Day Trip to Treviso: what to see

Do you remember our article about what to see in Venice in one day? In today’s article we would like to suggest you a handy guide to a day trip in Treviso, one of the most loved cities in Veneto. Treviso, with its wonderful squares, alleys and romantic canals is located only 40 km far from Jesolo Lido, which makes it a perfect destination for a day trip.

Piazza dei Signori

Located in the very heart of the city, this square cannot but belong to your must-sees in Treviso. Piazza dei Signori is surrounded by several buildings: first and foremost the Palazzo dei Trecento, the former seat of the municipal assemblies which consisted of three hundred (trecento) members. You will then see Palazzo Pretorio, the Municipal Library and Art Gallery and
Palazzo della Podestà, with its almost fifty-meters-high tower.

piazza dei signori treviso

Piazza dei Signori

Loggia dei Cavalieri

Just a couple of minutes away from Piazza dei Signori you will come across the Loggia dei Cavalieri (literally, Loggia of the Knights): a porch dating back to the second half of the XIII century. Symbol of the political power of the nobility of that time, over the years, this porch has been used for many different purposes. Initially, it was a meeting point for nobles, a place for discussions and games. Later it became also as a warehouse.

Pescheria, The Fish Market Island

Treviso stays also for suggestive light and water games. Watercourses have always covered a key role. Evidence of this is the area that crosses the Sile river, which can be reached through the porch between the Prefecture and Palazzo dei Trecento. In this area you will find the Pescheria, a small island where the traditional fish market takes place. The mills in the background make this spot even more charming.
Not to be missed is the nearby Ponte della Malvasia, a bridge with a beautiful view over the Buranelli Canal.

ponte san francesco

Ponte San Francesco

Vicolo Dotti

This alley is to be mentioned not because of specific monuments or buildings, but because of its unique atmosphere: a charm that makes it one of the most characteristic streets in Treviso. Definitely a must-see!
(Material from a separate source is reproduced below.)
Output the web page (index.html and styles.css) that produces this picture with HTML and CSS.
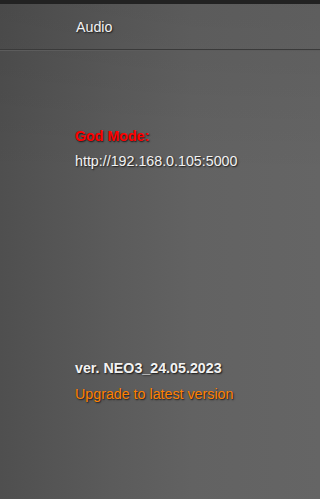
FILE: index.html
```html
<!DOCTYPE html>
<html>
<head>
<meta charset="utf-8">
<link rel="stylesheet" href="styles.css">
</head>
<body>
<div class="topstrip"></div>
<header class="header"><span class="title">Audio</span></header>
<main class="content">
  <section class="god">
    <div class="god-label">God Mode:</div>
    <div class="god-url">http://192.168.0.105:5000</div>
  </section>
  <section class="version">
    <div class="ver">ver. NEO3_24.05.2023</div>
    <div class="upgrade">Upgrade to latest version</div>
  </section>
</main>
</body>
</html>
```
FILE: styles.css
```css
html, body {
  margin: 0;
  padding: 0;
  height: 100%;
}
body {
  font-family: "Liberation Sans", Arial, sans-serif;
  font-size: 14.25px;
  color: #f2f2f2;
  background:
    linear-gradient(180deg, rgba(0,0,0,0.08) 0%, rgba(0,0,0,0) 35%),
    linear-gradient(90deg, #4f4f4f 0%, #5b5b5b 35%, #626262 60%, #656565 100%);
  text-shadow: 1px 1px 1.5px #1a1a1a;
  display: flex;
  flex-direction: column;
}
.topstrip {
  height: 4px;
  background: #222222;
}
.header {
  height: 46px;
  border-bottom: 1px solid #3a3a3a;
  box-shadow: 0 1px 0 #5c5c5c;
  display: flex;
  align-items: center;
  padding-left: 76px;
  box-sizing: border-box;
}
.title {
  font-size: 14.25px;
}
.content {
  padding-left: 75px;
  flex: 1;
  display: flex;
  flex-direction: column;
}
.god {
  margin-top: 78px;
}
.god-label {
  color: #ff0000;
  font-weight: bold;
  line-height: 16px;
}
.god-url {
  margin-top: 9px;
  line-height: 16px;
}
.version {
  margin-top: 191px;
}
.ver {
  font-weight: bold;
  line-height: 16px;
}
.upgrade {
  color: #ff8000;
  margin-top: 10px;
  line-height: 16px;
}
```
The facade of the Duomo, the Cathedral of Treviso, named after St. Peter the Apostle, won’t be hard to find. While it was built in fully neoclassical style, inside the church you will instead find a mixture of styles: from the Romanesque to the Neoclassical, from the Renaissance to the neo-Renaissance. Don’t forget to take a look at the Altarpiece of the Annunciation, a masterpiece by Tiziano.

The Church of S.Nicolò

The Church of San Nicolò is the biggest church in Treviso and it’s one of the few original buildings in the area. Many others were indeed destroyed during the bombing of 1944. The style of the church is a mix of Romanesque and Gothic and was the seat of the order of Dominicans.

chiesa san nicolò treviso

The Church of S.Nicolò, the biggest church in Treviso.

Calmaggiore and Fontana delle Tette

Calmaggiore is for sure what can be labelled as the shopping street of Treviso. It is a must-go during the weekend, especially if you’re looking for something cool to buy.

In one of the galleries of shops on the sides of Calmaggiore you will find another icon of Treviso: the Fontana delle Tette (literally, The Fountain of Tits). Under the domination of the Republic of Venice, this fountain used to spill white and red wine for special celebrations. Today, we only have a copy of the authentic one, which has been seriously damaged and is preserved under a shrine under the porch of Palazzo dei Trecento.

Buranelli Canal

We have already pointed out how water defines Treviso’s unique identity. Water is indeed also the protagonist of the Buranelli area, one of the most suggestive and romantic areas of the city, where, between porches and lights, it will be hard not to take out your camera.

Saint Thomas Gate and the Walls

The Saint Thomas Gate (Porta di San Tomaso), built in Istrian stone, is the best preserved gate among the three ones, still visible in Treviso. The facade is meticulously decorated with crests, trophies and the well-known lion of St. Mark (few, however, know that it is a reproduction of 1857).

From the gate you will immediately notice the city walls, built in 1509 to protect Treviso from Venice. Note that the walls are viable: a great chance to have a nice walk and to admire Treviso from above.

Good to know: especially if you’re visiting Treviso with children (but not only), remember that in this area, right under the walls, you will find the Penisola del Paradiso, a green area populated by geese, rabbits and other animals.